A corrective maintenance policy defines when a corrective maintenance (CM) action is performed. Figure 1 shows a corrective maintenance policy that has been assigned to a block.

Corrective maintenance policy

Figure 1: Corrective maintenance policy

Corrective actions can be performed either immediately upon failure of the item or upon finding that the item has failed (for "hidden" failures that are not detected until an inspection). BlockSim allows the selection of either category. If "Upon Failure" is selected, the CM action is initiated immediately upon failure. If a policy has not been set for a block, then this is the default option. If the "Upon Inspection" option is selected, then the CM action will only be initiated after an inspection is done on the failed component. How and when the inspections are performed is defined by the block's inspection properties and also by the inspection policy. This has the effect of defining a dependency between the corrective maintenance policy and the inspection policy, as shown in Figure 2.

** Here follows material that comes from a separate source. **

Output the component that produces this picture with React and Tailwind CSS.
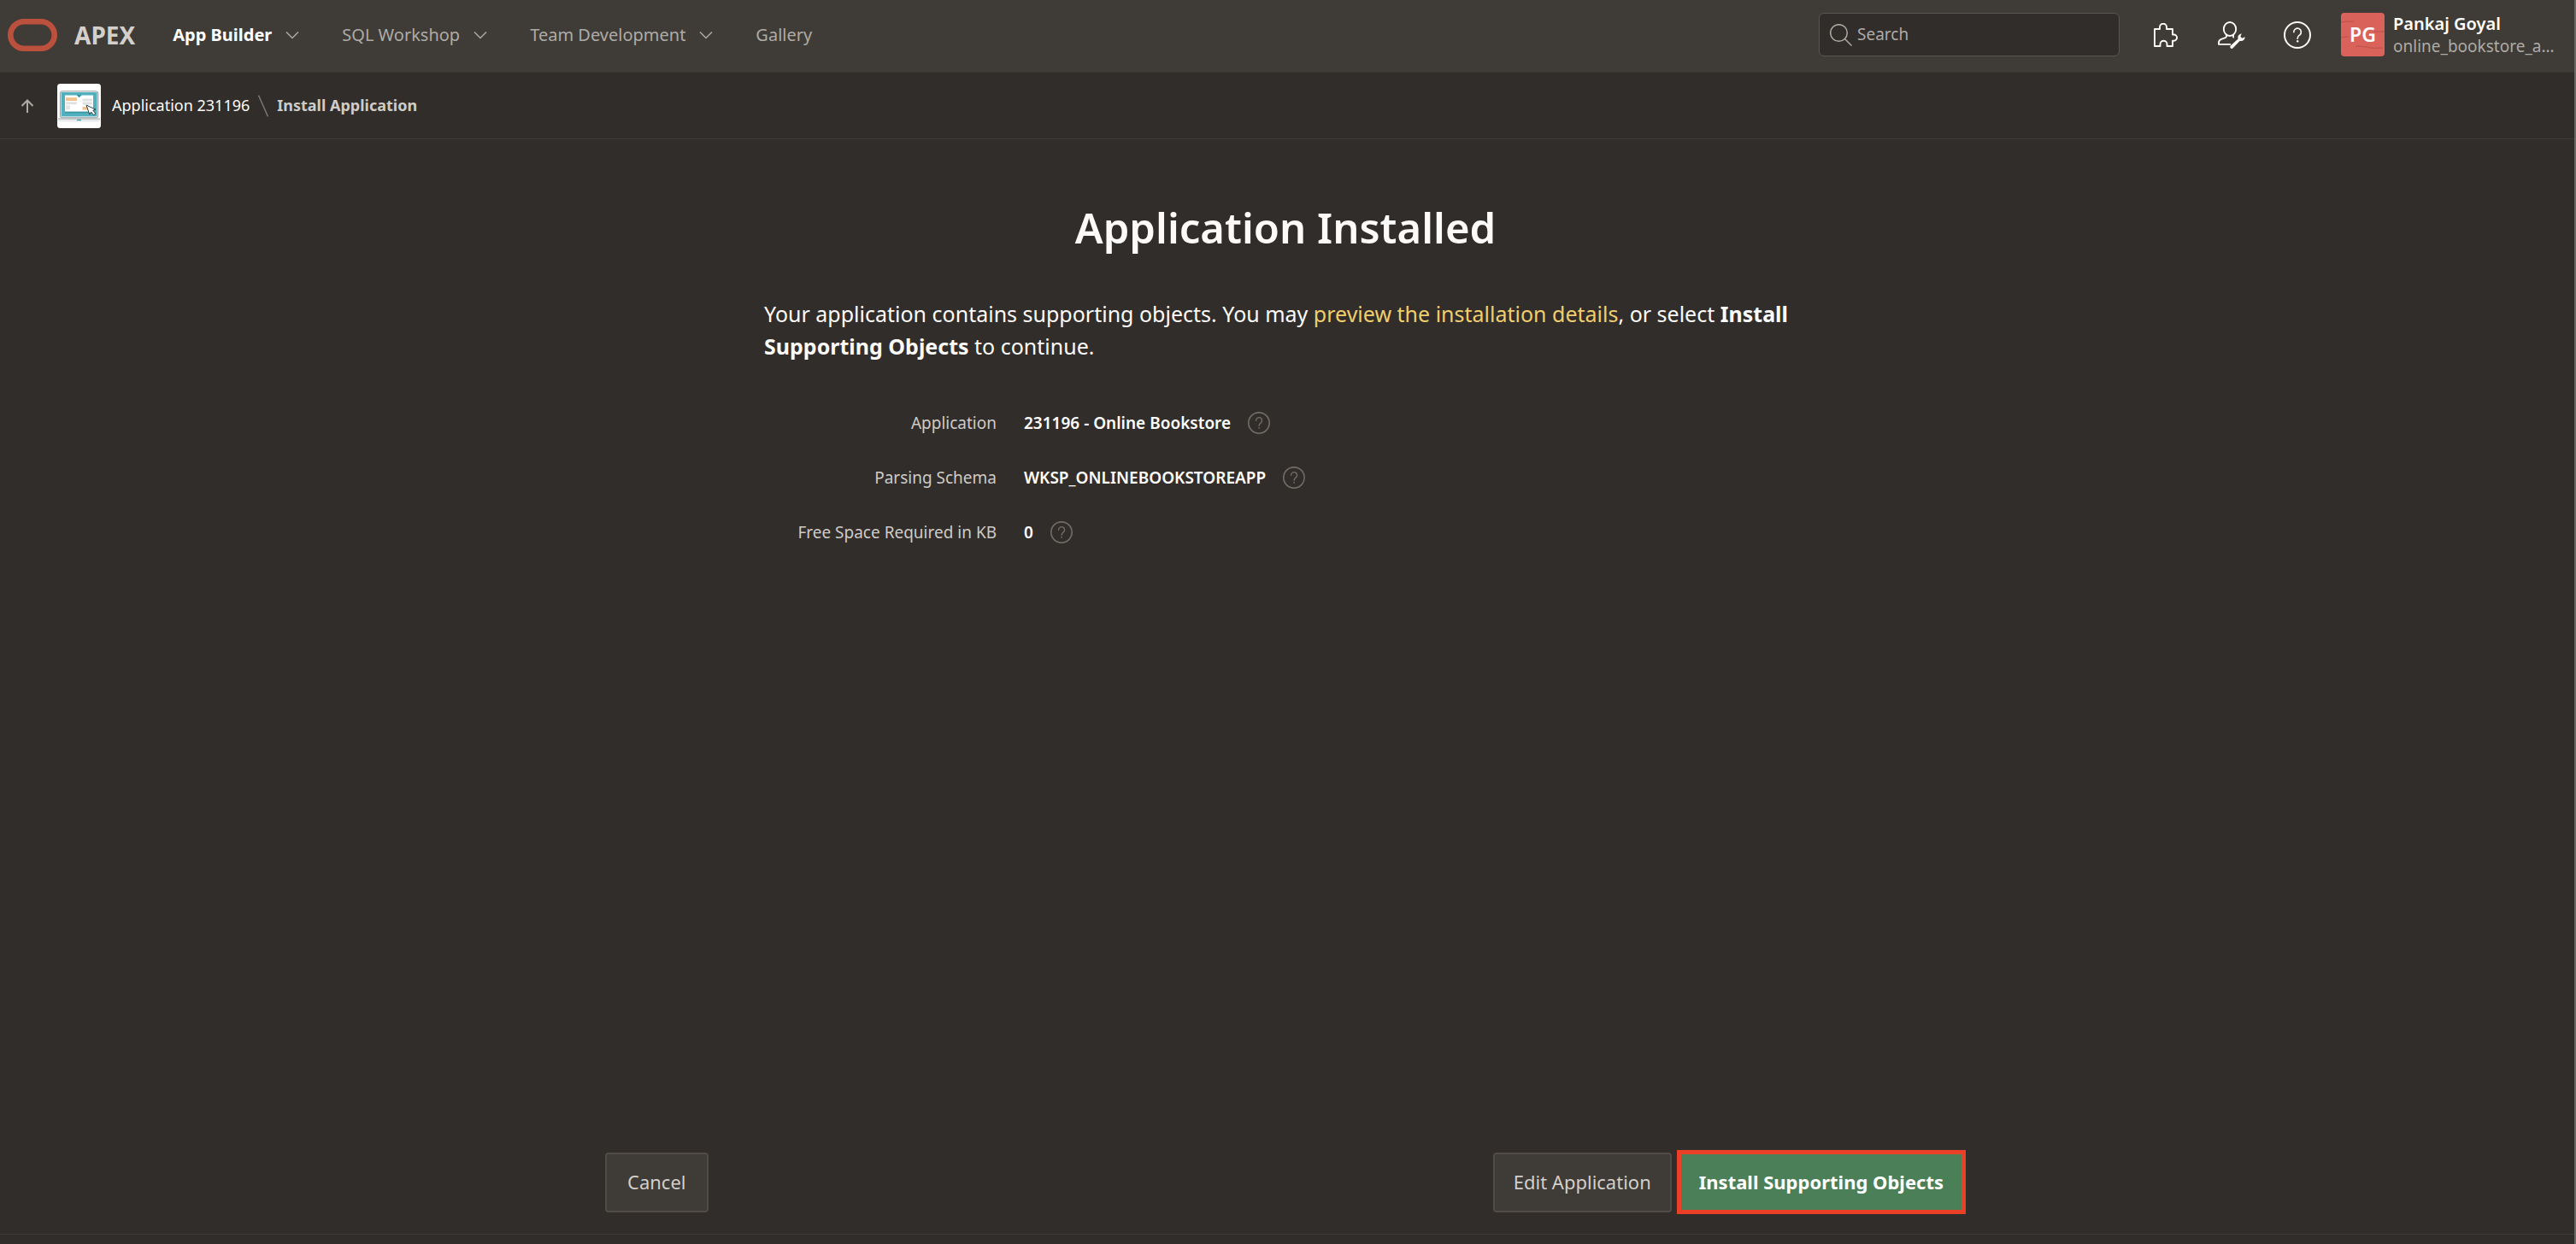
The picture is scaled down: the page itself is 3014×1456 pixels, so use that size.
function Chevron() {
  return (
    <svg className="h-4 w-4 shrink-0" viewBox="0 0 16 16" fill="none" stroke="currentColor" strokeWidth="1.5" aria-hidden="true">
      <path d="M1 4.5 8 11.5 15 4.5" />
    </svg>
  );
}

function QuestionIcon({ className }) {
  return (
    <svg className={className} viewBox="0 0 32 32" fill="none" stroke="currentColor" aria-hidden="true">
      <circle cx="16" cy="16" r="15" strokeWidth="2" />
      <path d="M11.8 12.6a4.3 4.3 0 1 1 6.9 3.3c-1.7 1.2-2.5 2-2.5 3.8v.4" strokeWidth="1.7" strokeLinecap="round" />
      <circle cx="16.2" cy="23.2" r="1.2" fill="currentColor" stroke="none" />
    </svg>
  );
}

function AppIcon() {
  return (
    <svg className="h-[52px] w-[51px]" viewBox="0 0 51 52" aria-hidden="true">
      <rect width="51" height="52" rx="3.5" fill="#fff" />
      <rect x="3.4" y="8.8" width="44.4" height="31" rx="2.4" fill="#fff" stroke="#8f9496" strokeWidth="1" />
      <rect x="4.6" y="10" width="42" height="28.4" fill="#50b0be" />
      <path d="M9 32.6h33v1.6H9z" fill="#3a94a1" />
      <path d="M9 13.6h14.500l2.500 1.800 2.500-1.800H42v19H9z" fill="#fff" />
      <path d="M22.500 13h6l-3 3.200z" fill="#3494a2" />
      <rect x="10" y="16.2" width="13" height="3.8" fill="#f2c38d" />
      <rect x="10" y="21.4" width="13" height="2.8" fill="#dfe2e5" />
      <rect x="10" y="25.2" width="5" height="5" fill="#e3e5e7" />
      <rect x="29.5" y="17.5" width="11.500" height="3" fill="#dfe2e5" />
      <rect x="29.5" y="21.5" width="11.500" height="3" fill="#dfe2e5" />
      <rect x="29.5" y="27" width="8" height="3.6" fill="#f2c38d" />
      <path d="M34 25 45 30.200l-3.200 1 3 3.600-2.200 1.800-3-3.600-1.800 3z" fill="#fff" stroke="#33403f" strokeWidth="1" strokeLinejoin="round" />
      <path d="M1 41.200h49v2q0 1.300-2 1.300H3q-2 0-2-1.300z" fill="#e9ebec" />
      <path d="M1 41h49" stroke="#9da1a3" strokeWidth="1" />
      <rect x="23" y="41.800" width="5" height="1.400" fill="#3f9fab" />
    </svg>
  );
}

function FormRow({ label, value, id }) {
  return (
    <div className="flex h-16 items-center text-[19px]">
      <span id={id} className="w-[272px] shrink-0 text-right text-[#cfcbc7]">{label}</span>
      <span aria-labelledby={id} className="ml-8 font-semibold text-white">{value}</span>
      <button type="button" aria-label={`Help: ${label}`} className="ml-5 text-[#716c67]">
        <QuestionIcon className="h-[26px] w-[26px]" />
      </button>
    </div>
  );
}

export default function App() {
  return (
    <div className="flex min-h-screen flex-col border-r-2 border-[#6b6966] bg-[#312d2a] font-['Noto_Sans',sans-serif] text-[#fcfbfa]">
      <header className="flex h-[85px] items-center border-b border-[#393632] bg-[#3f3b36] pb-[3px]">
        <a href="#home" className="flex items-center gap-5 pl-[9px]">
          <svg className="h-[38px] w-[58px]" viewBox="0 0 58 38" fill="none" aria-hidden="true">
            <rect x="3.3" y="3.3" width="51.4" height="31.4" rx="15.7" stroke="#bb503c" strokeWidth="6.6" />
          </svg>
          <span className="text-[28px] font-bold text-[#d3cfcb]">APEX</span>
        </a>
        <nav className="ml-11 flex items-center gap-[50px] text-[20px] text-[#aeaba7]">
          <button type="button" className="flex items-center gap-4 font-bold text-white">App Builder<span className="text-[#aeaba7]"><Chevron /></span></button>
          <button type="button" className="flex items-center gap-4">SQL Workshop<Chevron /></button>
          <button type="button" className="flex items-center gap-4">Team Development<Chevron /></button>
          <a href="#gallery">Gallery</a>
        </nav>
        <div className="ml-auto flex items-center">
          <label className="flex h-[51px] w-[352px] items-center rounded-md border border-[#5a5550] bg-[#312d2a] pl-3">
            <svg className="h-[26px] w-[26px] shrink-0 text-[#aeaba7]" viewBox="0 0 26 26" fill="none" stroke="currentColor" strokeWidth="1.5" aria-hidden="true">
              <circle cx="10.5" cy="10.5" r="9.8" />
              <path d="m17.5 17.5 8 8" />
            </svg>
            <input type="search" aria-label="Search" placeholder="Search" className="ml-[6px] w-full bg-transparent text-[19px] outline-none placeholder:text-[#aeaba7]" />
          </label>
          <button type="button" aria-label="Extensions" className="ml-10">
            <svg className="h-7 w-7" viewBox="0 0 28 28" fill="none" stroke="currentColor" strokeWidth="1.9" strokeLinejoin="round" aria-hidden="true">
              <path d="M1 7h6V4.700a4 4 0 0 1 8 0V7h7v6.500h1.500a3.600 3.600 0 0 1 0 7.200H22V27h-6.500v-2.300a4 4 0 0 0-8 0V27H1z" />
            </svg>
          </button>
          <button type="button" aria-label="Administration" className="ml-[47px]">
            <svg className="h-8 w-8" viewBox="0 0 32 32" fill="none" stroke="currentColor" strokeWidth="1.9" aria-hidden="true">
              <ellipse cx="14" cy="9" rx="7.2" ry="8" />
              <path d="M10 15.800v1.400c0 1-.4 1.700-1.300 2l-4.700 1.700C2 21.700 1 23 1 25v1.900h14" strokeLinejoin="round" />
              <path d="M18 15.800v2c0 .6.300 1 .8 1.200" />
              <path d="M14.800 28.600 23.600 20.500c-.8-2.900.8-5.600 4.200-6.200l-1.400 3.500 1.800 1.900 3.600-1.500c-.3 3.700-3 5.500-6.200 4.700L17.400 31.500c-1.600 1.400-4.200-1-2.600-2.900z" fill="currentColor" stroke="none" />
            </svg>
          </button>
          <button type="button" aria-label="Help" className="ml-[45px]">
            <QuestionIcon className="h-8 w-8" />
          </button>
          <button type="button" className="mr-[22px] ml-[35px] flex items-center gap-[10px] text-left">
            <span className="relative flex h-[51px] w-[51px] items-center justify-center overflow-hidden rounded bg-[#d9635a] text-[23px] font-semibold text-white">
              <svg className="absolute inset-0 h-full w-full" viewBox="0 0 51 51" fill="none" stroke="#c4564f" strokeWidth="1.6" aria-hidden="true">
                <path d="M0 11q6-1 15-1M0 29q5-1 9-1M38 22h13M17 39q12 .5 18 2 8 .5 14 0" />
              </svg>
              <span className="relative">PG</span>
            </span>
            <span className="block w-[190px] whitespace-nowrap">
              <span className="block text-[20px] leading-[26px] font-semibold text-white">Pankaj Goyal</span>
              <span className="block text-[19px] leading-[26px] text-[#aeaba7]">online_bookstore_a…</span>
            </span>
          </button>
        </div>
      </header>

      <nav aria-label="Breadcrumb" className="flex h-[78px] items-center border-b border-[#403c38] text-[18px]">
        <button type="button" aria-label="Up" className="ml-6 text-[#aeaba7]">
          <svg className="h-4 w-4" viewBox="0 0 16 16" fill="none" stroke="currentColor" strokeWidth="2" aria-hidden="true">
            <path d="M8 16V1.500M1.500 8 8 1.500 14.500 8" />
          </svg>
        </button>
        <a href="#application" className="ml-[27px] flex items-center gap-[13px]"><AppIcon />Application 231196</a>
        <svg className="mx-[10px] h-[26px] w-3" viewBox="0 0 12 26" stroke="#7a7571" strokeWidth="1.6" aria-hidden="true"><path d="m.5.5 11 25" /></svg>
        <span className="font-bold text-[#cfcbc7]">Install Application</span>
      </nav>

      <div className="flex flex-1 flex-col pr-1">
        <main className="mx-auto flex w-full max-w-[1592px] flex-1 flex-col">
          <div className="mx-auto w-full max-w-[1220px] pt-[67px]">
            <h1 className="text-center text-[49px] leading-[72px] font-semibold">Application Installed</h1>
            <p className="mt-[46px] text-[25px] leading-[38px]">
              Your application contains supporting objects. You may <a href="#details" className="text-[#f1ce6d]">preview the installation details</a>, or select <strong className="font-bold">Install Supporting Objects</strong> to continue.
            </p>
            <div className="mt-[39px]">
              <FormRow id="app" label="Application" value="231196 - Online Bookstore" />
              <FormRow id="schema" label="Parsing Schema" value="WKSP_ONLINEBOOKSTOREAPP" />
              <FormRow id="space" label="Free Space Required in KB" value="0" />
            </div>
          </div>
          <div className="mt-auto flex items-center pb-[23px] text-[22px]">
            <button type="button" className="h-[70px] rounded border-2 border-[#504b47] bg-[#3f3b36] px-6 text-[#d3cfcb]">Cancel</button>
            <button type="button" className="ml-auto h-[70px] rounded border-2 border-[#504b47] bg-[#3f3b36] px-[22px] text-[#d3cfcb]">Edit Application</button>
            <button type="button" className="ml-[6px] h-[75px] border-5 border-[#ea4027] bg-[#4b7f58] px-[21px] font-bold text-white">Install Supporting Objects</button>
          </div>
        </main>
      </div>
      <footer className="h-3 border-t border-[#403c38]" />
    </div>
  );
}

Cascading dependencies present when CM "Upon Inspection" has been specified

Figure 2: Cascading dependencies present when CM "Upon Inspection" has been specified

Inspection Policies

Figure 2 shows the options available in an inspection policy within BlockSim. Inspections can be performed upon a fixed time interval. This is either based on the item's age (item clock) or the system's age (system clock). Furthermore, inspections can also be set to occur if the system goes down or if another group item goes down. Within BlockSim, items are considered to be in the same group if they have the same non-zero "Item Group #." Note that the default value for this is 0. Zero is a reserved number and it means that the item does not belong to any group. Inspections do not bring the item down by default.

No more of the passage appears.